▶ [Exercise]:
Copy all lines below exactly as written. Leave pictures out.
━━━━━━━━━━
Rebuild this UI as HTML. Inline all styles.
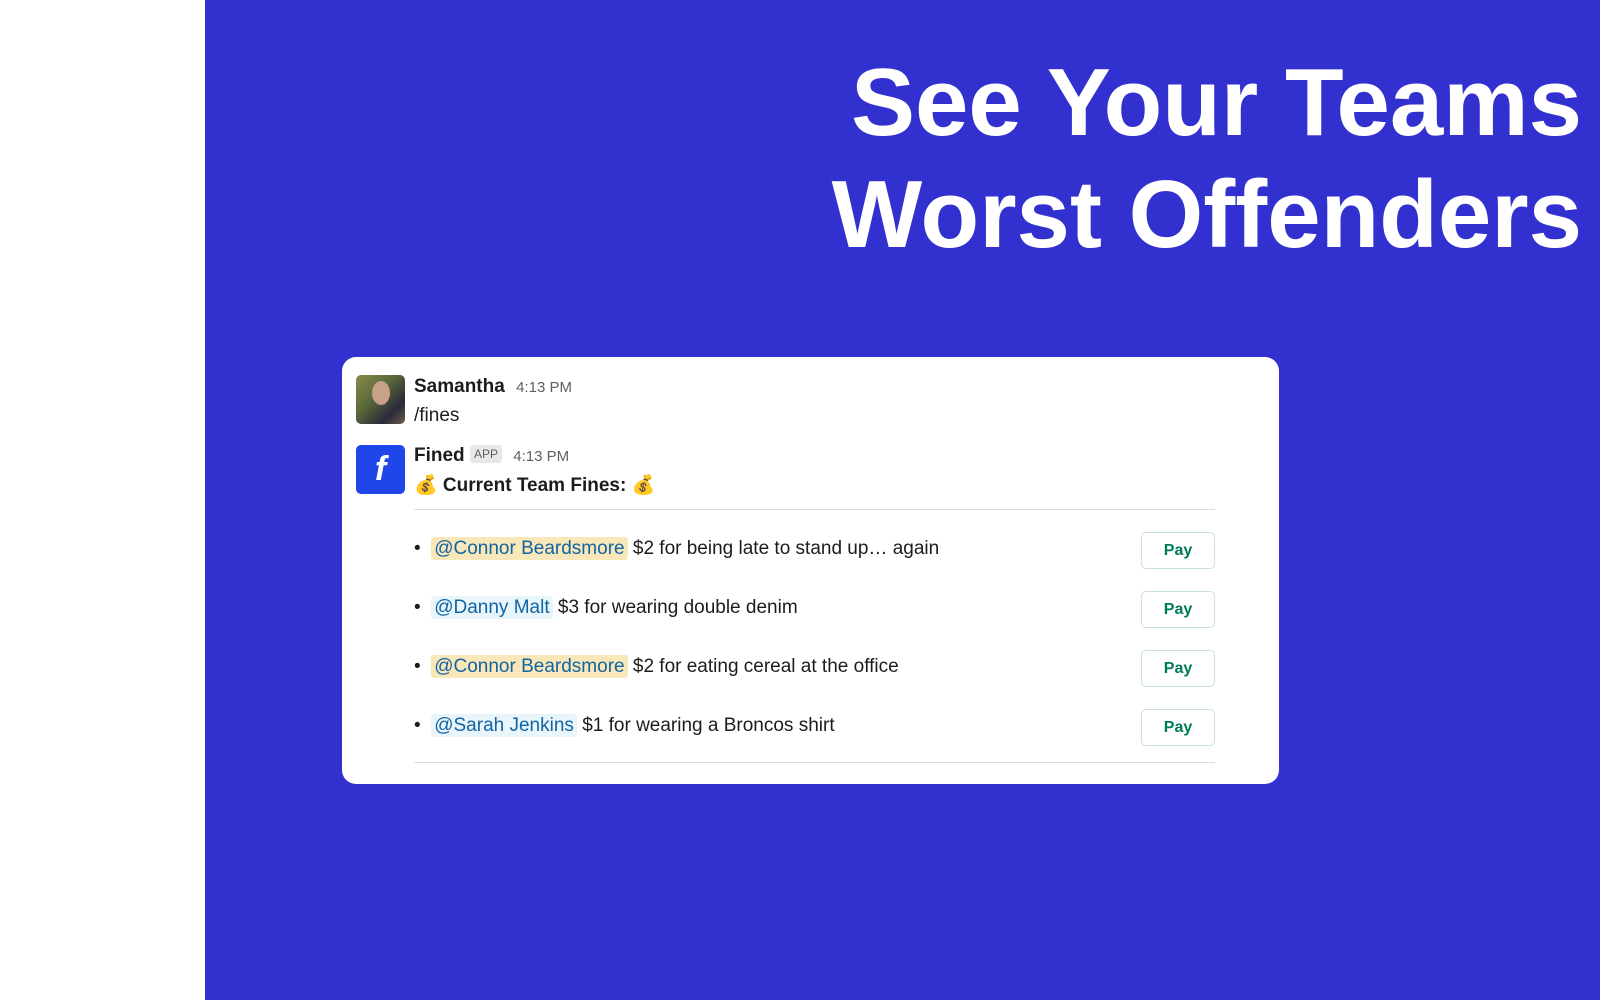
<!DOCTYPE html>
<html><head><meta charset="utf-8"><style>
*{margin:0;padding:0;box-sizing:border-box}
body{width:1600px;height:1000px;background:#fff;position:relative;overflow:hidden;font-family:"Liberation Sans",sans-serif}
.blue{position:absolute;left:205px;top:0;width:1395px;height:1000px;background:#3330d0}
.title{position:absolute;right:18px;color:#fff;font-weight:bold;font-size:96px;letter-spacing:0px;white-space:nowrap;line-height:1}
.card{position:absolute;left:342px;top:357px;width:937px;height:427px;background:#fff;border-radius:14px}
.abs{position:absolute;white-space:nowrap}
.name{font-weight:bold;font-size:19px;color:#1d1c1d}
.time{font-size:15px;color:#616061}
.txt{font-size:19px;color:#1d1c1d}
.hr{position:absolute;left:72px;width:801px;height:1px;background:#ddd}
.row{position:absolute;left:72px;font-size:19px;color:#1d1c1d;white-space:nowrap}
.m{color:#1264a3;background:#e8f5fa;padding:1px 3px;border-radius:3px}
.m.y{background:#f8e7b8}
.pay{position:absolute;left:799px;width:74px;height:37px;border:1px solid #c9e3d6;border-radius:5px;color:#007a5a;font-weight:bold;font-size:16px;text-align:center;line-height:35px}
</style></head><body>
<div class="blue"></div>
<div class="title" style="top:55px">See Your Teams</div>
<div class="title" style="top:167px">Worst Offenders</div>
<div class="card">
 <div class="abs" style="left:14px;top:18px;width:49px;height:49px;border-radius:5px;background:linear-gradient(135deg,#8a8a4a,#5a6a3a 40%,#2a2a3a 75%,#6a5a4a)"></div>
 <div class="abs" style="left:30px;top:24px;width:18px;height:24px;border-radius:50%;background:#c9a088"></div>
 <div class="abs name" style="left:72px;top:19px">Samantha <span class="time" style="font-weight:normal;margin-left:6px">4:13 PM</span></div>
 <div class="abs txt" style="left:72px;top:48px">/fines</div>
 <div class="abs" style="left:14px;top:88px;width:49px;height:49px;border-radius:5px;background:#1e46e8;color:#fff;font-weight:bold;font-style:italic;font-size:34px;text-align:center;line-height:49px">f</div>
 <div class="abs name" style="left:72px;top:88px">Fined <span style="font-weight:normal;font-size:12px;color:#616061;background:#e8e8e8;padding:2px 4px;border-radius:3px;vertical-align:3px">APP</span> <span class="time" style="font-weight:normal;margin-left:6px">4:13 PM</span></div>
 <div class="abs txt" style="left:72px;top:116px;font-weight:bold">💰 Current Team Fines: 💰</div>
 <div class="hr" style="top:152px"></div>
 <div class="row" style="top:181px">•&nbsp; <span class="m y">@Connor Beardsmore</span> $2 for being late to stand up… again</div>
 <div class="pay" style="top:175px">Pay</div>
 <div class="row" style="top:240px">•&nbsp; <span class="m">@Danny Malt</span> $3 for wearing double denim</div>
 <div class="pay" style="top:234px">Pay</div>
 <div class="row" style="top:299px">•&nbsp; <span class="m y">@Connor Beardsmore</span> $2 for eating cereal at the office</div>
 <div class="pay" style="top:293px">Pay</div>
 <div class="row" style="top:358px">•&nbsp; <span class="m">@Sarah Jenkins</span> $1 for wearing a Broncos shirt</div>
 <div class="pay" style="top:352px">Pay</div>
 <div class="hr" style="top:405px"></div>
</div>
</body></html>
━━━━━━━━━━
▶ [Solution to the problem]:
Rebuild this UI as HTML. Inline all styles.
<!DOCTYPE html>
<html><head><meta charset="utf-8"><style>
*{margin:0;padding:0;box-sizing:border-box}
body{width:1600px;height:1000px;background:#fff;position:relative;overflow:hidden;font-family:"Liberation Sans",sans-serif}
.blue{position:absolute;left:205px;top:0;width:1395px;height:1000px;background:#3330d0}
.title{position:absolute;right:18px;color:#fff;font-weight:bold;font-size:96px;letter-spacing:0px;white-space:nowrap;line-height:1}
.card{position:absolute;left:342px;top:357px;width:937px;height:427px;background:#fff;border-radius:14px}
.abs{position:absolute;white-space:nowrap}
.name{font-weight:bold;font-size:19px;color:#1d1c1d}
.time{font-size:15px;color:#616061}
.txt{font-size:19px;color:#1d1c1d}
.hr{position:absolute;left:72px;width:801px;height:1px;background:#ddd}
.row{position:absolute;left:72px;font-size:19px;color:#1d1c1d;white-space:nowrap}
.m{color:#1264a3;background:#e8f5fa;padding:1px 3px;border-radius:3px}
.m.y{background:#f8e7b8}
.pay{position:absolute;left:799px;width:74px;height:37px;border:1px solid #c9e3d6;border-radius:5px;color:#007a5a;font-weight:bold;font-size:16px;text-align:center;line-height:35px}
</style></head><body>
<div class="blue"></div>
<div class="title" style="top:55px">See Your Teams</div>
<div class="title" style="top:167px">Worst Offenders</div>
<div class="card">
 <div class="abs" style="left:14px;top:18px;width:49px;height:49px;border-radius:5px;background:linear-gradient(135deg,#8a8a4a,#5a6a3a 40%,#2a2a3a 75%,#6a5a4a)"></div>
 <div class="abs" style="left:30px;top:24px;width:18px;height:24px;border-radius:50%;background:#c9a088"></div>
 <div class="abs name" style="left:72px;top:19px">Samantha <span class="time" style="font-weight:normal;margin-left:6px">4:13 PM</span></div>
 <div class="abs txt" style="left:72px;top:48px">/fines</div>
 <div class="abs" style="left:14px;top:88px;width:49px;height:49px;border-radius:5px;background:#1e46e8;color:#fff;font-weight:bold;font-style:italic;font-size:34px;text-align:center;line-height:49px">f</div>
 <div class="abs name" style="left:72px;top:88px">Fined <span style="font-weight:normal;font-size:12px;color:#616061;background:#e8e8e8;padding:2px 4px;border-radius:3px;vertical-align:3px">APP</span> <span class="time" style="font-weight:normal;margin-left:6px">4:13 PM</span></div>
 <div class="abs txt" style="left:72px;top:116px;font-weight:bold">💰 Current Team Fines: 💰</div>
 <div class="hr" style="top:152px"></div>
 <div class="row" style="top:181px">•&nbsp; <span class="m y">@Connor Beardsmore</span> $2 for being late to stand up… again</div>
 <div class="pay" style="top:175px">Pay</div>
 <div class="row" style="top:240px">•&nbsp; <span class="m">@Danny Malt</span> $3 for wearing double denim</div>
 <div class="pay" style="top:234px">Pay</div>
 <div class="row" style="top:299px">•&nbsp; <span class="m y">@Connor Beardsmore</span> $2 for eating cereal at the office</div>
 <div class="pay" style="top:293px">Pay</div>
 <div class="row" style="top:358px">•&nbsp; <span class="m">@Sarah Jenkins</span> $1 for wearing a Broncos shirt</div>
 <div class="pay" style="top:352px">Pay</div>
 <div class="hr" style="top:405px"></div>
</div>
</body></html>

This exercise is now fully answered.